C.R.P. did not complete medical documentation necessary to initiate

that service and did not follow up with the caseworker’s offer to help

with filling out that paperwork. The Department gave C.R.P. at

least one gift card for a ride service to and from family time. After

4 trying to use the card, C.R.P. canceled their ride because it would

not get them to the visit on time. Then, because C.R.P. would not

confirm that they would use a gift card to get to family time, no

further cards were provided. C.R.P. was also offered transportation

through life skills services, but they did not indicate that they were

willing to engage with life skills.

C. Family Time Support

¶ 12 When the case opened, the Department referred C.R.P. to

several supervised parenting time providers, but C.R.P. did not

engage with family time. See People in Interest of J.C.R., 259 P.3d

1279, 1285 (Colo. App. 2011) (the parent is ultimately responsible

for using services to comply with the plan). C.R.P. was inconsistent

with family time attendance, and behaved inappropriately when

they did visit the child.
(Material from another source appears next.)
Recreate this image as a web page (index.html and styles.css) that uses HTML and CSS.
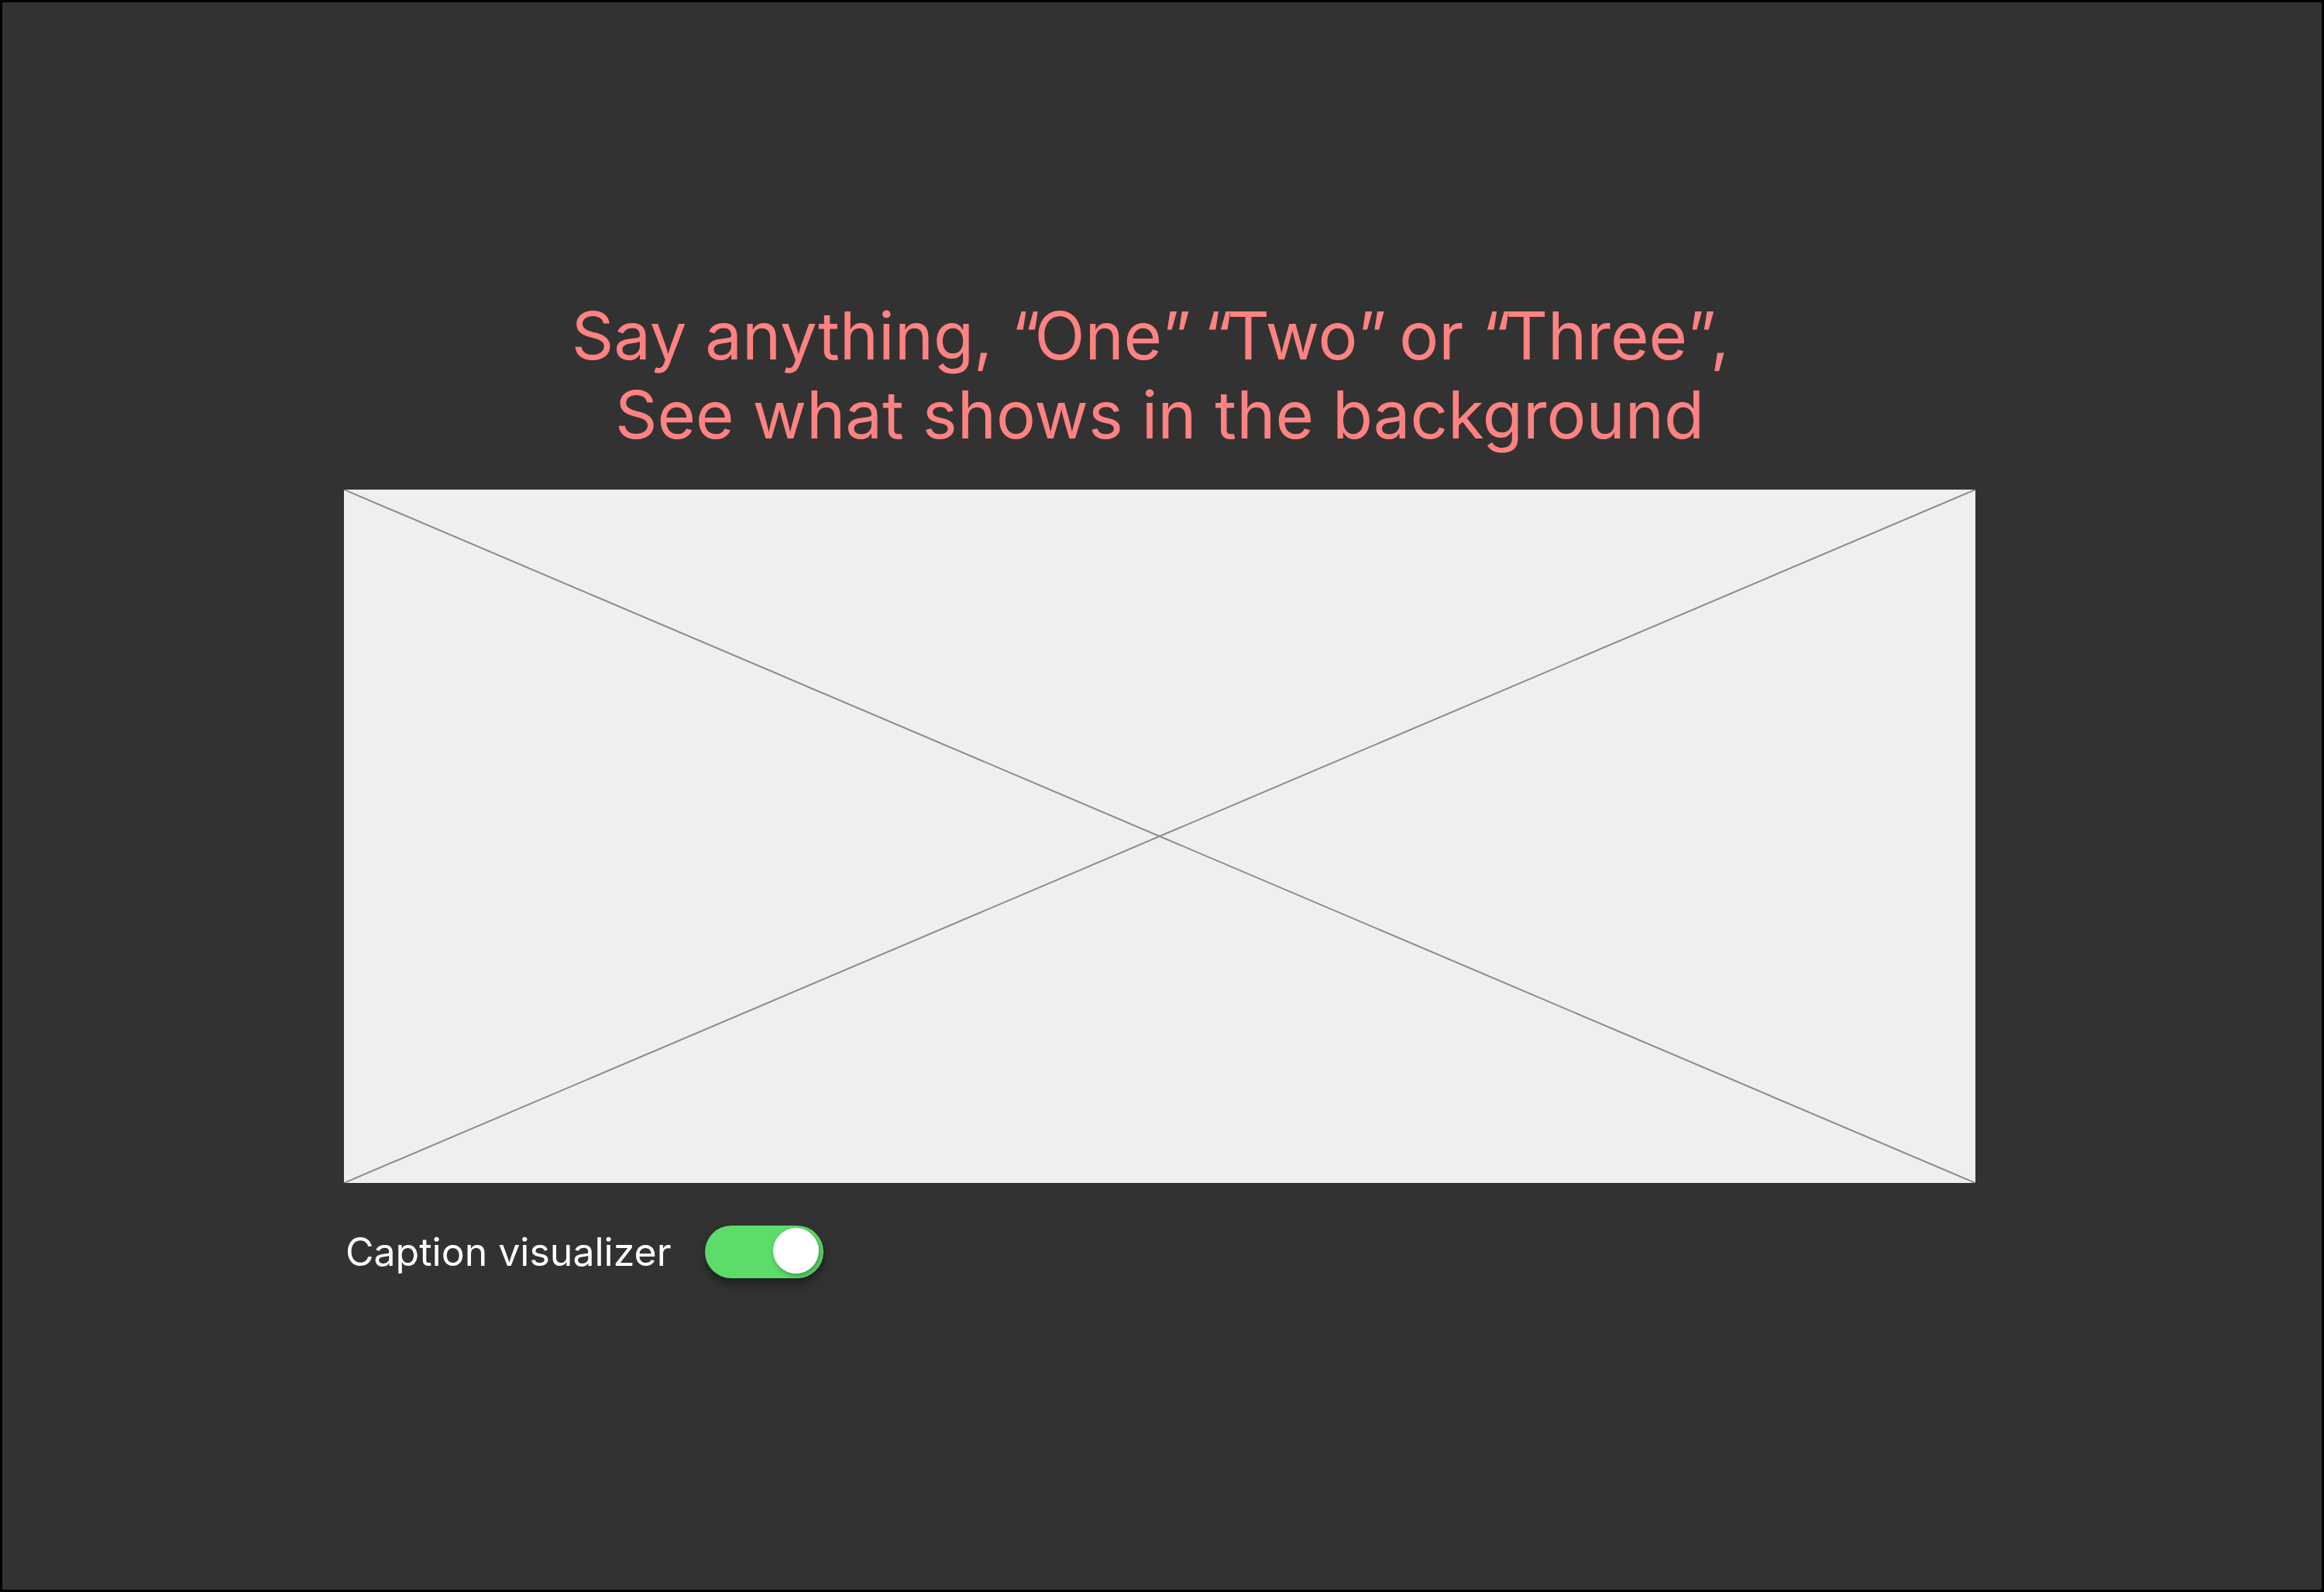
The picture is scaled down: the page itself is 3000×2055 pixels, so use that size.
FILE: index.html
```html
<!DOCTYPE html>
<html lang="en">
<head>
<meta charset="utf-8">
<title>Caption visualizer</title>
<link rel="stylesheet" href="styles.css">
</head>
<body>
<div class="page">
  <main class="content">
    <h1 class="prompt">Say anything, <span class="q">“</span>One<span class="q">”</span> <span class="q">“</span>Two<span class="q">”</span> or <span class="q">“</span>Three<span class="q">”</span>,&nbsp;<br>See what shows in the background</h1>
    <div class="placeholder">
      <svg class="cross" viewBox="0 0 100 100" preserveAspectRatio="none" aria-hidden="true">
        <line x1="0" y1="0" x2="100" y2="100"/>
        <line x1="100" y1="0" x2="0" y2="100"/>
      </svg>
    </div>
    <div class="control-row">
      <span class="control-label">Caption visualizer</span>
      <span class="toggle"><span class="knob"></span></span>
    </div>
  </main>
</div>
</body>
</html>
```
FILE: styles.css
```css
html, body {
  margin: 0;
  padding: 0;
  background: #000;
}
.page {
  box-sizing: border-box;
  width: 3000px;
  height: 2055px;
  border: 3px solid #000;
  background: #323232;
  font-family: Inter, "Noto Sans", sans-serif;
  padding: 380px 0 0 441px;
}
.content {
  width: 2106px;
  display: flex;
  flex-direction: column;
}
.prompt {
  margin: 0;
  font-size: 85px;
  line-height: 102px;
  font-weight: 400;
  color: #ff8282;
  text-align: center;
}
.q {
  letter-spacing: -7.5px;
}
.placeholder {
  margin-top: 45px;
  height: 895px;
  background: #efefef;
  position: relative;
}
.cross {
  position: absolute;
  inset: 0;
  width: 100%;
  height: 100%;
}
.cross line {
  stroke: #8c8c8c;
  stroke-width: 2px;
  vector-effect: non-scaling-stroke;
}
.control-row {
  margin-top: 55px;
  display: flex;
  align-items: center;
  gap: 43px;
  padding-left: 2px;
}
.control-label {
  font-size: 50px;
  color: #ffffff;
  line-height: 68px;
}
.toggle {
  box-sizing: border-box;
  width: 153px;
  height: 68px;
  border-radius: 34px;
  background: #5cdc69;
  box-shadow: 0 8px 12px rgba(0, 0, 0, 0.35);
  display: flex;
  justify-content: flex-end;
  align-items: center;
  padding: 0 6px 0 0;
}
.knob {
  width: 59px;
  height: 59px;
  border-radius: 50%;
  background: #ffffff;
  box-shadow: 2px 3px 6px rgba(0, 0, 0, 0.3);
  margin-top: -3px;
}
```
For instance, C.R.P. vaped during family

time, and once aggressively drove their car toward a family time

facilitator.

¶ 13 C.R.P. was later restricted to a high-risk track for supervised

family time at the Department, which included security due to

C.R.P.’s “violent threats or behaviors that have been observed.” The

5 high-risk track prevented C.R.P. from spending family time in a

public place or with a provider closer to their home.

¶ 14 The caseworker testified that she set up many meetings with

other professionals to “work with [C.R.P.] on their family time to

address any barriers and to support [C.R.P.] so they were able to

see [the child] consistently.” Specifically, the caseworker “had

discussions with [C.R.P] and their attorney around what . . . the

expectation was to drop down from the high-risk track.” Based on

agreements reached at the meetings, C.R.P. was removed from the

high-risk family time track. Still, after the Department referred

them to two different agencies, C.R.P.